Rempstone Hall is a classically beautiful Georgian red-brick house, originally built in 1792 for William Gregory Williams, a major local landowner. Various families passed though the house usually keeping it as a secondary house to much grander seats elsewhere. By the beginning of the 20th-century it was unoccupied as probably, as with many other houses, at risk of demolition as the houses became surplus to requirements and a drain on finances already under pressure. Rempstone Hall was saved in 1909 when P.W. Carr moved in and made significant additions including a new north wing and a fine stable block before selling it in 1920 to the Derbyshire family from whom the Convent bought it in 1979 for just £110,000.

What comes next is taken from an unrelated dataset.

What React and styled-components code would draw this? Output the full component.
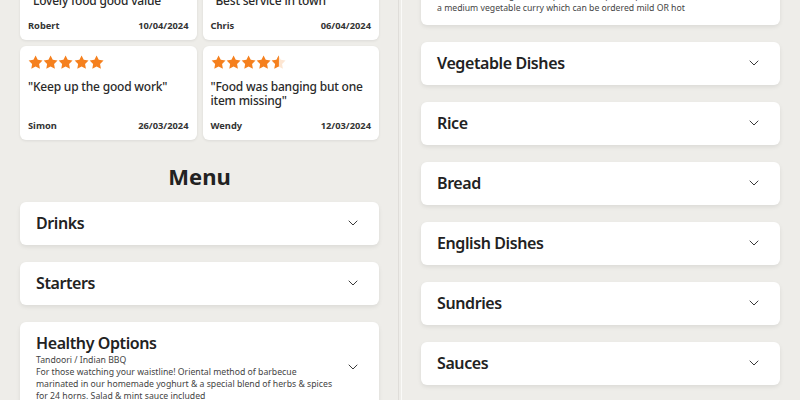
import React from "react";
import styled, { createGlobalStyle } from "styled-components";

const GlobalStyle = createGlobalStyle`
  html, body {
    margin: 0;
    padding: 0;
    background: #eeede9;
    font-family: "Noto Sans", "Open Sans", sans-serif;
    color: #222;
  }
`;

const reviewsTop = [
  { stars: 5, quote: "\"Lovely food good value\"", name: "Robert", date: "10/04/2024" },
  { stars: 5, quote: "\"Best service in town\"", name: "Chris", date: "06/04/2024" },
];

const reviewsBottom = [
  { stars: 5, quote: "\"Keep up the good work\"", name: "Simon", date: "26/03/2024" },
  {
    stars: 4.5,
    quote: "\"Food was banging but one item missing\"",
    name: "Wendy",
    date: "12/03/2024",
  },
];

const leftMenu = [
  { title: "Drinks" },
  { title: "Starters" },
  {
    title: "Healthy Options",
    sub: "Tandoori / Indian BBQ",
    lines: [
      "For those watching your waistline! Oriental method of barbecue",
      "marinated in our homemade yoghurt & a special blend of herbs & spices",
      "for 24 horns. Salad & mint sauce included",
    ],
  },
];

const rightMenu = [
  {
    title: "Vegetarian Specials",
    sub: "Chef's choice",
    lines: [
      "Fresh seasonal vegetables, spinach, chickpeas & potatoes cooked in",
      "a medium vegetable curry which can be ordered mild OR hot",
    ],
  },
  { title: "Vegetable Dishes" },
  { title: "Rice" },
  { title: "Bread" },
  { title: "English Dishes" },
  { title: "Sundries" },
  { title: "Sauces" },
];

// chunky five point star
const STAR =
  "M12 0.8l3.4 6.9 7.6 1.1-5.5 5.3 1.3 7.6L12 18.1l-6.8 3.6 1.3-7.6L1 8.8l7.6-1.1z";

const Star = ({ fill }) => (
  <svg width="15.2" height="15.2" viewBox="0 0 24 24">
    <defs>
      <clipPath id="half">
        <rect x="0" y="0" width="12.5" height="24" />
      </clipPath>
    </defs>
    {fill === "half" ? (
      <>
        <path d={STAR} fill="#fde6d2" />
        <path d={STAR} fill="#f5801e" clipPath="url(#half)" />
      </>
    ) : (
      <path d={STAR} fill="#f5801e" />
    )}
  </svg>
);

const Chevron = () => (
  <svg width="10" height="6" viewBox="0 0 10 6">
    <polyline
      points="1,1 5,5 9,1"
      fill="none"
      stroke="#3a3a3a"
      strokeWidth="1"
      strokeLinecap="round"
      strokeLinejoin="round"
    />
  </svg>
);

const ReviewCard = ({ review }) => {
  const stars = [];
  for (let i = 1; i <= 5; i++) {
    if (review.stars >= i) stars.push(<Star key={i} />);
    else if (review.stars > i - 1) stars.push(<Star key={i} fill="half" />);
  }
  return (
    <ReviewBox>
      <StarRow>{stars}</StarRow>
      <Quote>{review.quote}</Quote>
      <ReviewFooter>
        <span>{review.name}</span>
        <span>{review.date}</span>
      </ReviewFooter>
    </ReviewBox>
  );
};

const MenuCard = ({ item }) => (
  <CardBox>
    <CardText>
      <CardTitle>{item.title}</CardTitle>
      {item.sub && <CardSub>{item.sub}</CardSub>}
      {item.lines &&
        item.lines.map((line, i) => <CardLine key={i}>{line}</CardLine>)}
    </CardText>
    <Chevron />
  </CardBox>
);

const App = () => {
  return (
    <>
      <GlobalStyle />
      <Page>
        <Pane $padLeft={20} $padRight={19}>
          <Scroll $offset={40}>
            <ReviewGrid>
              {reviewsTop.map((r) => (
                <ReviewCard key={r.name} review={r} />
              ))}
            </ReviewGrid>
            <ReviewGrid>
              {reviewsBottom.map((r) => (
                <ReviewCard key={r.name} review={r} />
              ))}
            </ReviewGrid>
            <Heading>Menu</Heading>
            <CardList>
              {leftMenu.map((m) => (
                <MenuCard key={m.title} item={m} />
              ))}
            </CardList>
          </Scroll>
        </Pane>
        <Divider />
        <Pane $padLeft={19} $padRight={20}>
          <Scroll $offset={54}>
            <CardList>
              {rightMenu.map((m) => (
                <MenuCard key={m.title} item={m} />
              ))}
            </CardList>
          </Scroll>
        </Pane>
      </Page>
    </>
  );
};

const Page = styled.div`
  display: grid;
  grid-template-columns: 398px 4px 398px;
  width: 800px;
  height: 400px;
  overflow: hidden;
`;

const Pane = styled.div`
  overflow: hidden;
  padding: 0 ${(p) => p.$padRight}px 0 ${(p) => p.$padLeft}px;
`;

const Divider = styled.div`
  background: #eeede9;
  border-left: 1px solid #dfddd9;
  border-right: 1px solid #fafaf8;
  box-sizing: border-box;
`;

const Scroll = styled.div`
  display: flex;
  flex-direction: column;
  margin-top: ${(p) => -p.$offset}px;
`;

const ReviewGrid = styled.div`
  display: grid;
  grid-template-columns: 1fr 1fr;
  gap: 6px;
  margin-bottom: 6px;
`;

const ReviewBox = styled.div`
  background: #fff;
  border-radius: 6px;
  box-shadow: 0 1px 3px rgba(0, 0, 0, 0.08);
  padding: 8px;
  display: flex;
  flex-direction: column;
`;

const StarRow = styled.div`
  display: flex;
  margin-top: 1px;
  height: 16px;
  align-items: center;
`;

const Quote = styled.div`
  font-size: 12px;
  font-weight: 500;
  letter-spacing: -0.2px;
  line-height: 14px;
  margin: 9px 0 12px;
  color: #2a2a2a;
`;

const ReviewFooter = styled.div`
  margin-top: auto;
  display: flex;
  justify-content: space-between;
  font-size: 9.3px;
  font-weight: 700;
  line-height: 12px;
  color: #333;
`;

const Heading = styled.h2`
  margin: 16px 0 12px;
  text-align: center;
  font-size: 22px;
  line-height: 28px;
  font-weight: 700;
  color: #222;
`;

const CardList = styled.div`
  display: flex;
  flex-direction: column;
  gap: 17px;
`;

const CardBox = styled.div`
  background: #fff;
  border-radius: 6px;
  box-shadow: 0 2px 4px rgba(0, 0, 0, 0.08);
  display: flex;
  align-items: center;
  padding: 10px 21px 11px 16px;
`;

const CardText = styled.div`
  flex: 1;
  min-width: 0;
`;

const CardTitle = styled.div`
  font-size: 16px;
  font-weight: 600;
  letter-spacing: -0.4px;
  line-height: 22px;
  color: #222;
`;

const CardSub = styled.div`
  font-size: 8.7px;
  line-height: 12px;
  color: #444;
`;

const CardLine = styled.div`
  font-size: 8.7px;
  line-height: 12px;
  color: #444;
  white-space: nowrap;
`;

export default App;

During their time at Rempstone, the nuns have removed the exterior stucco to expose the warm red-bricks giving the house a bold appearance, the two red blocks framing an elegant loggia which faces the gently sloping lawn. At 21,000sqft this is undeniably a large house with 20 bedrooms, a large entrance hall with possibly Jacobean staircase, a sizable chapel and many other rooms. One downside of institutional use is the rather functional decor and Rempstone is no exception, with lino, acres of red carpet and various partitions which the new owner would need to remove; total renovation costs are estimated to be in the region of £500,000.
This fine and beautiful house, well-located in the Midlands, with 60-acres and several estate buildings, cries out for someone with taste to restore this house back to being a family home – which is helpfully the outcome favoured by the local planners.